Psak—the rubber and the road

(I can no longer remember what this was.)

Shabbat north of the Arctic Circle. What do you do for Shabbos times when the sun never rises in winter, and never sets in summer? This question was put to R. Feinstein [the foremost authority of twentieth century Orthodoxy]; his answer was, "Move—this is not a suitable place for a Jew to be living"!

"The poor widow with seven children came with a scrawny chicken before the Rabbi, ‘Rabbi is this chicken kosher?’ The answer, of course, has something to do with the chicken but also something to do with the woman—that is to say that Judaism doesn’t dream of an objective purity of legal clarity. It dreams of a genuine engagement with human beings and their individual circumstances, as they stand before God. Certainty is not, I argue, a religious legal goal." [Anecdote copied from a later blog entry of the speaker as I could not remember how it went when I originally took these notes.]

The Masorti Approach

The role of time: history versus religion

All the bad things that happened to the Jews occurring on Tisha beAv, or on Mt Moriah, versus the strict historical approach. Everything is locating yourself on the spectrum between "Abraham couldn't possibly not have worn a shtreimel!" and "everything has to be adapted to its historical context, time and culture."

Permeability of the system

  • In the past—Hammurabi/Aristotle—so what? [I.e., I presume, if you regard it in its historical context, the Torah is influenced by the code of Hammurabi, and Maimonides was influenced by Aristotle, but, the fact it builds on human-written law codes does not take away or reduce the holiness of the Torah.]
  • And in the present: R. Moshe Feinstein did not outlaw smoking—though the people would have paid attention to him—because his grandfather smoked, and he could not countenance the possibility of his grandfather having been wrong.
What difference does self-awareness make?

The meaning of the root מסר

"Masorti" comes from the first verse of Ethics of the Fathers—passing on: "Moses received the Torah from Sinai, and he passed it on to Joshua; Joshua to the Judges, the Judges to the Prophets, the Prophets to the Men of the Great Assembly", and so on, [each generation receiving the wisdom of their antecedents and adapting and interpretating it for the needs of their generation.]

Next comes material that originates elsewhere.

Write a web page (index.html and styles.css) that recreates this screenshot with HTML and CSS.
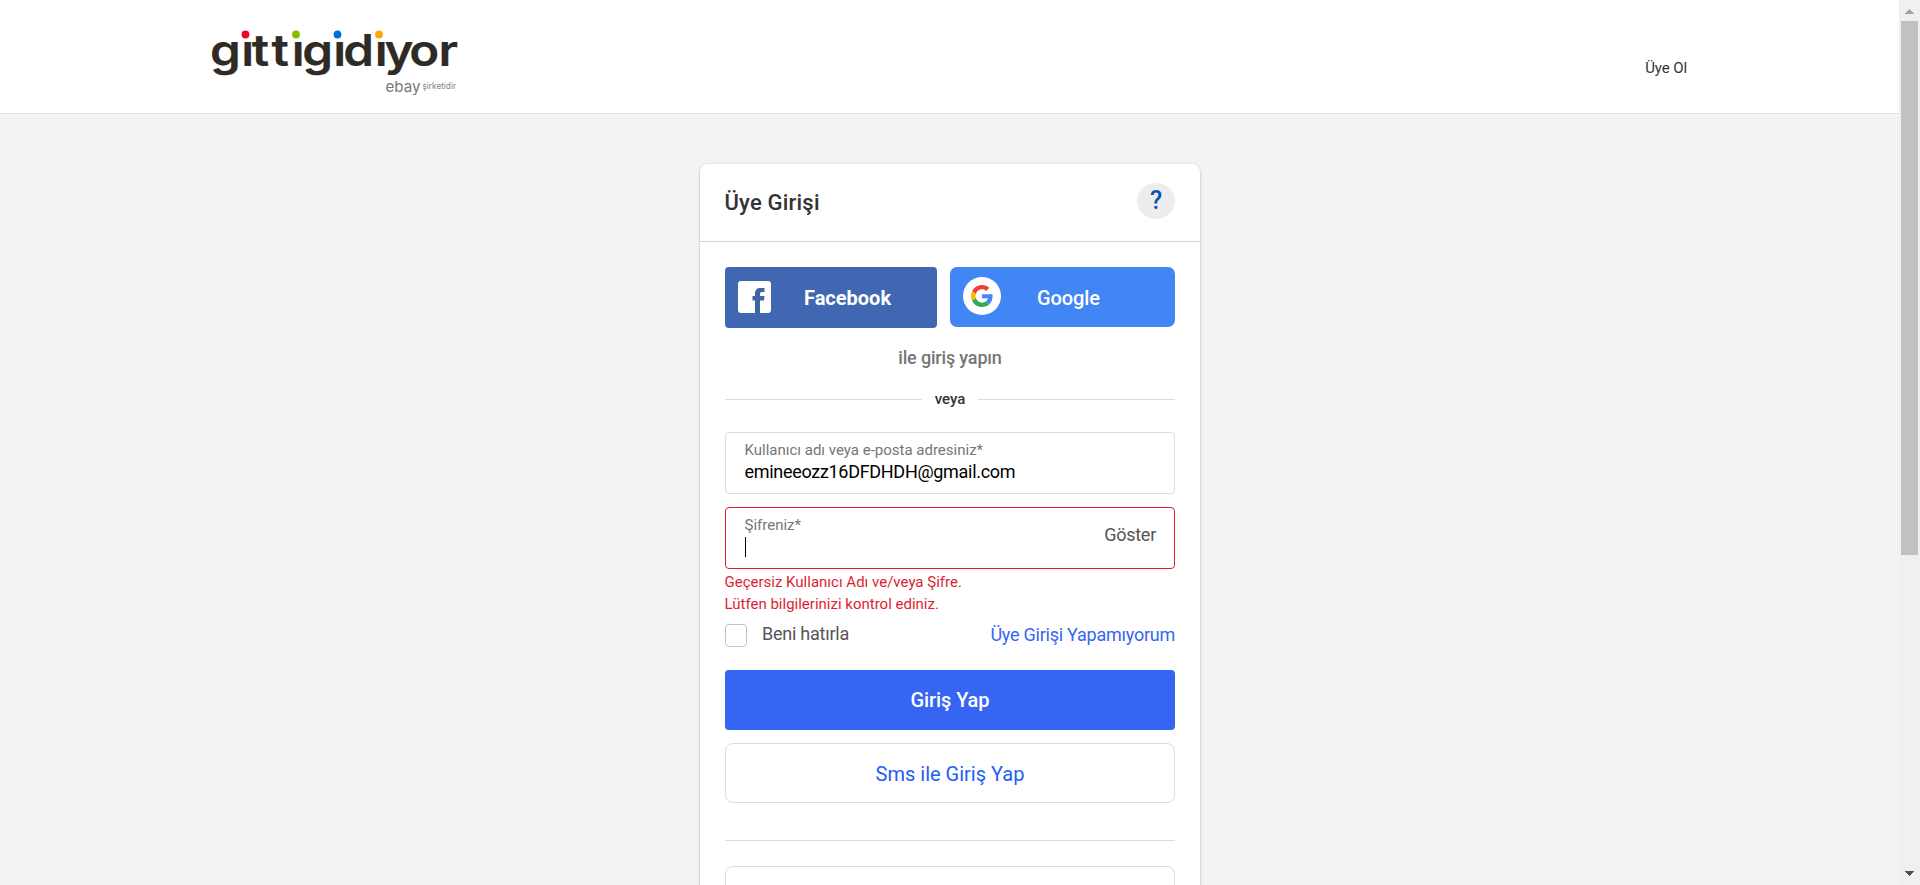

This name is not the same as "Conservative" [the name of Masorti Judaism in the States, which only makes sense when considering the movement from points further left, which is where it arose from in the States].

A Case Study: Beating Kids

"Bring children in to learn at the age of six or seven... And beat them to set fear upon them, but don't strike them painfully or ruelly, so don't beat them with whips or staffs, only a thin strap." ויומכה אותן המלמד להטיל עליהם אימה, ואינו מכה אותם מכת אויב מכת אכזרי, לפיכך לא יכה אותם בשוטים ולא במקלות אלא ברצועה קטנה
—Mishne Torah, Talmud Torah 2:2
The Masorti perspective is to say the Rambam is a creature of his time in advocating beating children—it would be false to expect him to outlaw it—but by saying you can only use a thin strap he is pulling people back from using more violence.

The BIG questions in Masorti Halacha

In-the-box, out-of-the-box and edge-of-the-box solutions (values/אגדתא).

Masorti rabbis aways have to make a decision when paskening about which of these to use. But occasionally even out-of-the-box is halachic even according to Orthodoxy, for example the institution of the prosbul [releasing people from having to give up debts come the Shemittah year].

Mamzerut/ritual leadership of women.

Normative practice and normative authority (sema omru/puk chazi [what?])

The BIG challenge to Masorti Halacha

What do you call a posek whose pesak is ignored [because it's viewed as being unacceptably liberal]?


Date: 2006-05-03 06:10 pm (UTC)
From: [identity profile] curious-reader.livejournal.com
I actually thought it means something with tradion. As it ends with an i it might mean "my tradtion" or maybe if it is a verb "I pass on".

I cannot remember what the story with the woman and the chicken was. I think she asked the Rabbi if it was proper kosher or not. It was the only thing she had to eat. I can remember another story and that Psak is something like "stop". You shall not overdo things. The story I remembered was with meat. Someone had a meaty dish which was quite big and by accident a piece of cheese fell into it. He asked the Rabbi if he needed to throw away the whole meaty dish as it was now trefa.

Re: Masorti

Date: 2006-05-03 08:07 pm (UTC)
From: [identity profile] lethargic-man.livejournal.com
Masorti is often translated "traditional"*, but Jeremy's point, which is one I make too when I have to explain Masorti Judaism, is that simply calling it "Traditional" is missing the point. It's not simply inheriting a tradition from the ones who have gone before, but inheriting a living tradition, one each generation have to reinterpret anew.

The word is, of course, from the same root as "Masoretic".

* The terminal "-i" is an adjectival ending. "I passed on" would be masarti; "my tradition" masorati, I reckon.